If anything good can come out of the story on SRT transmitters, it will be the final end of Serb journalism from the left side of the Drina where this concept meant more than a linguistic determinant or an item in cirriculum vitae. Because Serb journalism the way it is understood not only in Pale but also among anti-Pale journalists, is just a substitute for social and political work of highly aware comrades from the communist era. When a single party has the monopoly over national interests and usurps the right to proclaim traitors, then there is no difference between national, state and patriotic journalism, and the journalists are nothing but cat's paw of the party in power. But, they should not be believed when they say that they had not enjoyed themselves while it lasted.

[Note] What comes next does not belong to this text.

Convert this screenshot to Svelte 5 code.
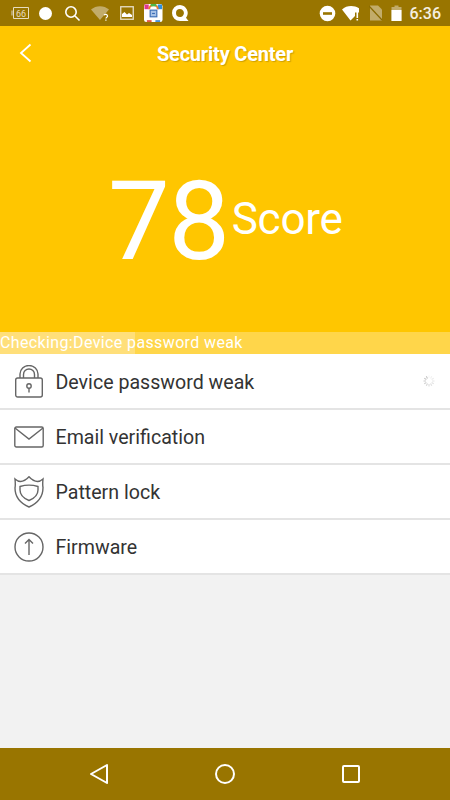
<script lang="ts">
  const rows = [
    { id: 'lock', label: 'Device password weak', busy: true },
    { id: 'mail', label: 'Email verification', busy: false },
    { id: 'shield', label: 'Pattern lock', busy: false },
    { id: 'up', label: 'Firmware', busy: false }
  ];
  const spokes = Array.from({ length: 12 }, (_, i) => i);
</script>

<div class="phone">
  <div class="statusbar">
    <div class="status-left">
      <svg width="18" height="14" viewBox="0 0 18 14">
        <path d="M2.500 1.500h15v11h-15z" fill="none" stroke="#e6dcc0" stroke-width="1" />
        <path d="M0 4.500h2v5H0z" fill="#b9a465" />
        <text x="10" y="10.500" text-anchor="middle" class="bat-num">66</text>
      </svg>
      <span class="dot"></span>
      <svg width="17" height="17" viewBox="0 0 17 17" class="i-search">
        <circle cx="7" cy="7" r="5.200" fill="none" stroke="#fff" stroke-width="1.600" />
        <path d="M11 11l4.500 4.500" stroke="#fff" stroke-width="1.600" />
      </svg>
      <svg width="19" height="16" viewBox="0 0 19 16">
        <path d="M0 4.500C5 0 13 0 18 4.500L9 15z" fill="#c2ac6a" />
        <path d="M13 10.200a2 2 0 0 1 3.600.8c0 1.200-1.700 1.300-1.700 2.600M14.900 14.400v1.400" fill="none" stroke="#fff" stroke-width="1.200" />
      </svg>
      <svg width="14" height="14" viewBox="0 0 14 14">
        <rect x="0.750" y="0.750" width="12.500" height="12.500" fill="none" stroke="#e8dfc8" stroke-width="1.300" />
        <path d="M2 11V8l2.500-2 2.500 2.500 2-1.500 3 2v2z" fill="#fff" />
      </svg>
      <svg width="19" height="20" viewBox="0 0 20 20">
        <rect x="0" y="0.500" width="19.500" height="19" rx="2.500" fill="#fff" />
        <path d="M0.500 1h4.500v5H0.500z" fill="#e0388c" />
        <path d="M14.500 1h4.500v5h-4.500z" fill="#2d8fe0" />
        <path d="M4.500 6a5.500 5.500 0 0 1 11 0h-2a3.500 3.500 0 0 0-7 0z" fill="#f07a2a" />
        <path d="M7 0.500h6v2.500H7z" fill="#4cb848" />
        <rect x="6.500" y="7" width="7" height="7" fill="#a9c3e6" stroke="#3a6db5" stroke-width="1.200" />
        <path d="M8.500 10.500h3" stroke="#3a6db5" stroke-width="1.200" />
        <path d="M3 17.500h5v2H3z" fill="#e2574c" />
        <path d="M12 17.500h5v2h-5z" fill="#4a90d9" />
      </svg>
      <svg width="18" height="18" viewBox="0 0 18 18" class="i-q">
        <path d="M9 1a8 8 0 1 0 0 16h8.500L15 13.800A8 8 0 0 0 9 1z" fill="#fff" />
        <path d="M9 5a4 4 0 1 0 0 8c1 0 1.500-.2 2.400-.8l1-1.200A4 4 0 0 0 9 5z" fill="#997500" />
      </svg>
    </div>
    <div class="status-right">
      <svg width="17" height="17" viewBox="0 0 17 17" class="i-dnd">
        <circle cx="8.500" cy="8.500" r="7.800" fill="#fff" />
        <rect x="4" y="7.200" width="9" height="2.600" fill="#997500" />
      </svg>
      <svg width="19" height="16" viewBox="0 0 19 16">
        <path d="M0 4.500C4.500 0 12 0 17 3.200V7.500l-4 0v3.500L8.500 15.500z" fill="#fff" />
        <path d="M14.500 7h1.600v6h-1.600zM14.500 14h1.600v1.600h-1.600z" fill="#fff" />
      </svg>
      <svg width="14" height="16" viewBox="0 0 14 16">
        <path d="M1 0.500h8l4 4v11H1z" fill="#c2ac6a" />
        <path d="M0 1l13 14" stroke="#8a6a00" stroke-width="1.200" />
      </svg>
      <svg width="11" height="16" viewBox="0 0 11 16">
        <path d="M3.500 0.500h4v1.500H10.500v14H0.500V2h3z" fill="#c2ac6a" />
        <path d="M0.500 5h10v11h-10z" fill="#fff" />
      </svg>
      <span class="clock">6:36</span>
    </div>
  </div>

  <header class="hero">
    <div class="titlebar">
      <svg class="back" width="14" height="20" viewBox="0 0 14 20">
        <path d="M12.500 1.500L3 10l9.500 8.500" fill="none" stroke="#fff" stroke-width="1.800" />
      </svg>
      <h1>Security Center</h1>
    </div>
    <div class="score">
      <span class="num">78</span>
      <span class="unit">Score</span>
    </div>
  </header>

  <div class="checking">
    <div class="progress" style="width: 30%"></div>
    <span>Checking:Device password weak</span>
  </div>

  <ul class="list">
    {#each rows as row}
      <li>
        <span class="ico">
          {#if row.id === 'lock'}
            <svg width="30" height="33" viewBox="0 0 30 33" fill="none" stroke="#666" stroke-width="1.400">
              <path d="M6 13V9a9 8.500 0 0 1 18 0v4" />
              <path d="M9.500 13V9.500a5.500 5.500 0 0 1 11 0V13" />
              <rect x="1.700" y="13" width="26.600" height="19" rx="2" />
              <circle cx="15" cy="21" r="2.200" />
              <path d="M15 23.200v4.300" />
            </svg>
          {:else if row.id === 'mail'}
            <svg width="30" height="22" viewBox="0 0 30 22" fill="none" stroke="#666" stroke-width="1.400">
              <rect x="0.800" y="1" width="28.400" height="20" rx="1.500" />
              <path d="M1 2l14 11L29 2" />
            </svg>
          {:else if row.id === 'shield'}
            <svg width="30" height="32" viewBox="0 0 30 32" fill="none" stroke="#666" stroke-width="1.400">
              <path d="M1 3c2 1.800 3.500 2.500 5.500 2.500C9 5.500 12 4 15 .8c3 3.200 6 4.700 8.500 4.700 2 0 3.500-.7 5.500-2.500-.3 3-.5 6 0 8.500C29 21 23 27.500 15 31 7 27.500 1 21 1 12 1.500 9.500 1.300 6 1 3z" />
              <path d="M6 10.500c6-1.800 12-1.800 18 0v3.500c0 5-4 8.500-9 10.500-5-2-9-5.500-9-10.500z" />
            </svg>
          {:else}
            <svg width="30" height="30" viewBox="0 0 30 30" fill="none" stroke="#666" stroke-width="1.400">
              <circle cx="15" cy="15" r="14" />
              <path d="M15 23V7.500M11 11.500l4-4 4 4" />
            </svg>
          {/if}
        </span>
        <span class="label">{row.label}</span>
        {#if row.busy}
          <svg class="spin" width="12" height="12" viewBox="0 0 12 12">
            {#each spokes as s}
              <line x1="6" y1="0.500" x2="6" y2="3" stroke="#888" stroke-width="1" opacity={0.08 + s * 0.04} transform="rotate({s * 30} 6 6)" />
            {/each}
          </svg>
        {/if}
      </li>
    {/each}
  </ul>

  <div class="filler"></div>

  <nav class="navbar">
    <svg width="20" height="22" viewBox="0 0 20 22">
      <path d="M18 2L2 11l16 9z" fill="none" stroke="#fff" stroke-width="2" stroke-linejoin="round" />
    </svg>
    <svg width="22" height="22" viewBox="0 0 22 22">
      <circle cx="11" cy="11" r="9" fill="none" stroke="#fff" stroke-width="2" />
    </svg>
    <svg width="20" height="20" viewBox="0 0 20 20">
      <rect x="2" y="2" width="16" height="16" rx="1" fill="none" stroke="#fff" stroke-width="2" />
    </svg>
  </nav>
</div>

<style>
  :global(body) {
    margin: 0;
    background: #f2f2f2;
  }

  .phone {
    width: 450px;
    height: 800px;
    display: flex;
    flex-direction: column;
    font-family: Roboto, "Liberation Sans", sans-serif;
    overflow: hidden;
  }

  .statusbar {
    height: 26px;
    flex: none;
    background: #997500;
    display: flex;
    align-items: center;
    justify-content: space-between;
    padding: 0 9px 0 11px;
    color: #fff;
  }

  .status-left,
  .status-right {
    display: flex;
    align-items: center;
  }

  .status-left {
    gap: 10px;
  }

  .status-right {
    gap: 8px;
  }

  .i-search {
    margin-left: 2px;
  }

  .i-q {
    margin-left: -2px;
  }

  .i-dnd {
    margin-right: -2px;
  }

  .bat-num {
    font-family: Roboto, sans-serif;
    font-size: 9px;
    fill: #e6dcc0;
  }

  .dot {
    width: 13px;
    height: 13px;
    border-radius: 50%;
    background: #fff;
  }

  .clock {
    font-size: 16px;
    font-weight: 500;
    color: #f5efe0;
  }

  .hero {
    height: 306px;
    flex: none;
    background: #ffc600;
    display: flex;
    flex-direction: column;
  }

  .titlebar {
    height: 56px;
    position: relative;
    display: flex;
    align-items: center;
    justify-content: center;
  }

  .back {
    position: absolute;
    left: 18px;
    top: 17px;
  }

  h1 {
    margin: 0;
    font-size: 20px;
    font-weight: 700;
    letter-spacing: -0.2px;
    color: #fff;
    text-shadow: 1px 1px 1px rgba(120, 90, 0, 0.35);
  }

  .score {
    display: flex;
    align-items: center;
    padding: 75px 0 0 108px;
    color: #fff;
  }

  .num {
    font-size: 110px;
    line-height: 130px;
    font-weight: 400;
    letter-spacing: -1.500px;
  }

  .unit {
    font-size: 44px;
    font-weight: 400;
    letter-spacing: -0.200px;
    margin: -6px 0 0 3px;
  }

  .checking {
    height: 22px;
    flex: none;
    position: relative;
    background: #ffd64a;
    color: #fff;
    font-size: 16px;
    line-height: 22px;
    letter-spacing: 0.37px;
    white-space: nowrap;
  }

  .progress {
    position: absolute;
    left: 0;
    top: 0;
    bottom: 0;
    background: #ffdf7a;
  }

  .checking span {
    position: relative;
  }

  .list {
    list-style: none;
    margin: 0;
    padding: 1px 0 0;
    background: #fff;
    flex: none;
  }

  li {
    height: 53px;
    border-bottom: 2px solid #e4e4e4;
    display: flex;
    align-items: center;
    padding: 0 15px 0 14px;
  }

  .ico {
    width: 30px;
    height: 34px;
    display: flex;
    align-items: center;
    justify-content: center;
  }

  .label {
    margin-left: 11.500px;
    flex: 1;
    font-size: 19.600px;
    color: #333;
    position: relative;
    top: 1px;
  }

  .spin {
    margin: -2px 0 0;
  }

  .filler {
    flex: 1;
    background: #f2f2f2;
  }

  .navbar {
    height: 52px;
    flex: none;
    background: #997500;
    display: flex;
    align-items: center;
    justify-content: space-between;
    padding: 0 89px;
  }
</style>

But, why foreigners and why tanks - this is the last defence formula of state journalism in Pale. Because, the problem is that those who are nowadays engaged in killing (communist) "social and political" journalism are not teachers and that their action could mean death of much greater values than journalism on the left bank of the Drina. Because, by keeping company of an army it might be possible to become a man, but in no way can anyone become a journalist. That is why one should be neither malicious nor at ease concerning the latest developments. SFOR could unintentionally help make the worst in Serb journalism disappear, but it might also help journalism in general among the Serbs disappear altogether, and many other things as well, and leave those whose tv signal it blocked deeply convinced that they had known everything best all along.